I always thought that Hurston was the first Black woman to attend any Columbia affiliated school. This is fascinating and important work. I am looking forward to reading your book.
Excellent article! Ironically, right after I read this eye opening article, I met a woman from Louisiana who’s mother is an alumna of the summer program at Columbia’s Teachers College. She shared her mother’s experiences as an HBCU student taking advantage of this unique opportunity and how it greatly benefited the students of the teachers who participated, because they had knowledge and resources beyond the limited curriculum of the second class schools for African Americans in the south. I sent her this article and asked her to please share it with her mother. Hopefully she will read it and comment here as well.

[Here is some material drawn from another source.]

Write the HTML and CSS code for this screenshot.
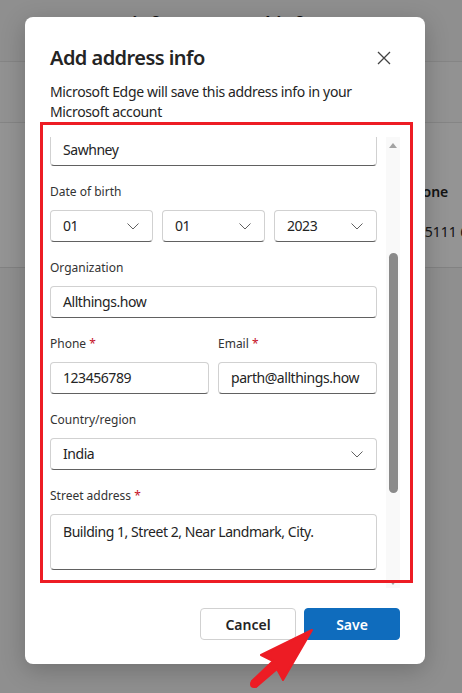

Lastly, my own mother was a student in the summer program at Teachers College, taking one two courses and also taking two music courses at Julliard. I had know idea of the history of her choice to do that. She did not attend an HBCU, but the school she attended in Ohio (Kent State University) still had segregated housing. What our foremothers endured, and overcame and transformed!
Thank you so much for shedding light on this little known but very, very important history.
Wow! Please reach out to me at my Monmouth University e mail. I would love to do an oral history interview with you/your mom or anyone else that you may be in contact with who utilized this opportunity. Thank you for your comments.
Here’s an important story that hasn’t been told before. I’m curious about the role of underground knowledge networks that let Black women know of this possibility, “the common wind” (Julius Scott) of epistemic transmission, often surreptitious, that created a current for women to ride into advancement.
Looking forward to reading this book! Thanks.